* **What the exercise asks**
Output the material exactly, but drop every image it holds.

* **Source data**
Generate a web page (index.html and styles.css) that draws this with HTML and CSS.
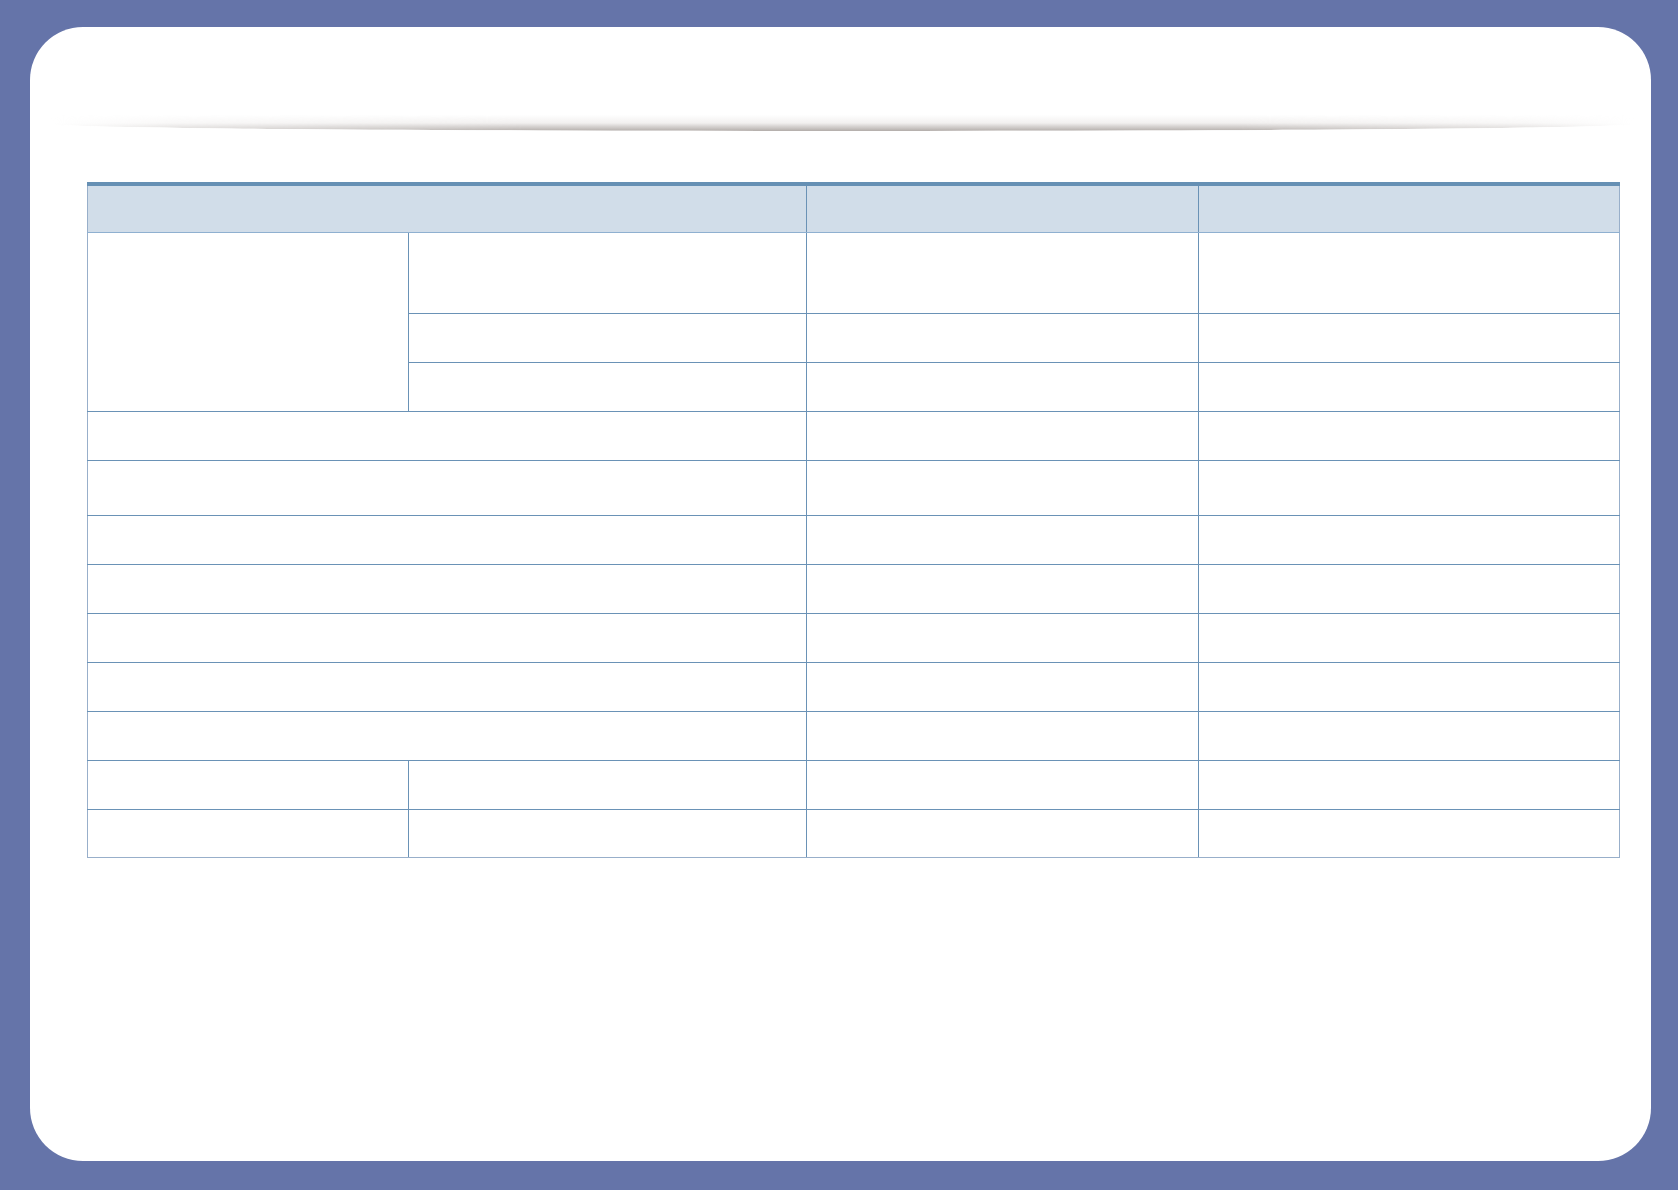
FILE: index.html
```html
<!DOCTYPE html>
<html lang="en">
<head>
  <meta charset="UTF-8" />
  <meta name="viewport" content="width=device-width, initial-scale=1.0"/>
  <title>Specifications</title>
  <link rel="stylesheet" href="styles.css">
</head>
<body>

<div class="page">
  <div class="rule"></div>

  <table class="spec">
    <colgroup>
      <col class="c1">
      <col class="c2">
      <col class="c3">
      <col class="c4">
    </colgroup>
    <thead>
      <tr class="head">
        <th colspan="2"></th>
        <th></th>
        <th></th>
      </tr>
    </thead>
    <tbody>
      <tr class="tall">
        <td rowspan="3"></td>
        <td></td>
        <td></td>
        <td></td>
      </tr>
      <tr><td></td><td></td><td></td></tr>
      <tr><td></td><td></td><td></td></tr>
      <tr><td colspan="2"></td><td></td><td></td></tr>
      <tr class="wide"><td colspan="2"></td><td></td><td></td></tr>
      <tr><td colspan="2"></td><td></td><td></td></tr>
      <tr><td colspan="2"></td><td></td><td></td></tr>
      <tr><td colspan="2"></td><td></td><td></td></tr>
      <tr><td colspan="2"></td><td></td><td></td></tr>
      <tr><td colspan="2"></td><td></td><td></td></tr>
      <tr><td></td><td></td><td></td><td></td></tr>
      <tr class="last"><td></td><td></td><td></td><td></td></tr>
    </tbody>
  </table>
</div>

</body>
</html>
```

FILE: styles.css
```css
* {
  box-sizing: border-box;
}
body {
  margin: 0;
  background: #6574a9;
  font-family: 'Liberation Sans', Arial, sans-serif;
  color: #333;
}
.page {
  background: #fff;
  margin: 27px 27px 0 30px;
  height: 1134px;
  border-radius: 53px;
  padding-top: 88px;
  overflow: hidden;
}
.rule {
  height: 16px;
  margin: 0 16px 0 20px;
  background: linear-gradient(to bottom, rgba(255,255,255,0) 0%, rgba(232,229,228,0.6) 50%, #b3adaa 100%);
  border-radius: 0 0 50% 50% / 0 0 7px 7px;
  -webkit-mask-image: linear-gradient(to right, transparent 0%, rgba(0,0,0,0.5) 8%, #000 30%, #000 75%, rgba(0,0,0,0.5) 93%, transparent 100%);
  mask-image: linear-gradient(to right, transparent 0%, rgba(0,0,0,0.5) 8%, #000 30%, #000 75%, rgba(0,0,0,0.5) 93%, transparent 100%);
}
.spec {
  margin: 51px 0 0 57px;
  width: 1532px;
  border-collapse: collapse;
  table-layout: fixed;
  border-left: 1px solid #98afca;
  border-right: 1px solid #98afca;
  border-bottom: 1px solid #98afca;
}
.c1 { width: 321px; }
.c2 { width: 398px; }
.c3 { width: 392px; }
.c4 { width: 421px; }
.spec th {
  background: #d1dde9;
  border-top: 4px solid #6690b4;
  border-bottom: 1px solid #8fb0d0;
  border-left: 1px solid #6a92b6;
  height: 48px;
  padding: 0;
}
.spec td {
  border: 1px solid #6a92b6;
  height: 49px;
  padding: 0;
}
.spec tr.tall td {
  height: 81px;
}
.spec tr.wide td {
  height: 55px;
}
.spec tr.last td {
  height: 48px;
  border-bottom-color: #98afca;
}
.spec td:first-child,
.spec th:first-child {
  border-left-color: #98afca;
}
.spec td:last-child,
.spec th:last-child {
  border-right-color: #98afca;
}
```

* **Task response**
Generate a web page (index.html and styles.css) that draws this with HTML and CSS.
FILE: index.html
```html
<!DOCTYPE html>
<html lang="en">
<head>
  <meta charset="UTF-8" />
  <meta name="viewport" content="width=device-width, initial-scale=1.0"/>
  <title>Specifications</title>
  <link rel="stylesheet" href="styles.css">
</head>
<body>

<div class="page">
  <div class="rule"></div>

  <table class="spec">
    <colgroup>
      <col class="c1">
      <col class="c2">
      <col class="c3">
      <col class="c4">
    </colgroup>
    <thead>
      <tr class="head">
        <th colspan="2"></th>
        <th></th>
        <th></th>
      </tr>
    </thead>
    <tbody>
      <tr class="tall">
        <td rowspan="3"></td>
        <td></td>
        <td></td>
        <td></td>
      </tr>
      <tr><td></td><td></td><td></td></tr>
      <tr><td></td><td></td><td></td></tr>
      <tr><td colspan="2"></td><td></td><td></td></tr>
      <tr class="wide"><td colspan="2"></td><td></td><td></td></tr>
      <tr><td colspan="2"></td><td></td><td></td></tr>
      <tr><td colspan="2"></td><td></td><td></td></tr>
      <tr><td colspan="2"></td><td></td><td></td></tr>
      <tr><td colspan="2"></td><td></td><td></td></tr>
      <tr><td colspan="2"></td><td></td><td></td></tr>
      <tr><td></td><td></td><td></td><td></td></tr>
      <tr class="last"><td></td><td></td><td></td><td></td></tr>
    </tbody>
  </table>
</div>

</body>
</html>
```

FILE: styles.css
```css
* {
  box-sizing: border-box;
}
body {
  margin: 0;
  background: #6574a9;
  font-family: 'Liberation Sans', Arial, sans-serif;
  color: #333;
}
.page {
  background: #fff;
  margin: 27px 27px 0 30px;
  height: 1134px;
  border-radius: 53px;
  padding-top: 88px;
  overflow: hidden;
}
.rule {
  height: 16px;
  margin: 0 16px 0 20px;
  background: linear-gradient(to bottom, rgba(255,255,255,0) 0%, rgba(232,229,228,0.6) 50%, #b3adaa 100%);
  border-radius: 0 0 50% 50% / 0 0 7px 7px;
  -webkit-mask-image: linear-gradient(to right, transparent 0%, rgba(0,0,0,0.5) 8%, #000 30%, #000 75%, rgba(0,0,0,0.5) 93%, transparent 100%);
  mask-image: linear-gradient(to right, transparent 0%, rgba(0,0,0,0.5) 8%, #000 30%, #000 75%, rgba(0,0,0,0.5) 93%, transparent 100%);
}
.spec {
  margin: 51px 0 0 57px;
  width: 1532px;
  border-collapse: collapse;
  table-layout: fixed;
  border-left: 1px solid #98afca;
  border-right: 1px solid #98afca;
  border-bottom: 1px solid #98afca;
}
.c1 { width: 321px; }
.c2 { width: 398px; }
.c3 { width: 392px; }
.c4 { width: 421px; }
.spec th {
  background: #d1dde9;
  border-top: 4px solid #6690b4;
  border-bottom: 1px solid #8fb0d0;
  border-left: 1px solid #6a92b6;
  height: 48px;
  padding: 0;
}
.spec td {
  border: 1px solid #6a92b6;
  height: 49px;
  padding: 0;
}
.spec tr.tall td {
  height: 81px;
}
.spec tr.wide td {
  height: 55px;
}
.spec tr.last td {
  height: 48px;
  border-bottom-color: #98afca;
}
.spec td:first-child,
.spec th:first-child {
  border-left-color: #98afca;
}
.spec td:last-child,
.spec th:last-child {
  border-right-color: #98afca;
}
```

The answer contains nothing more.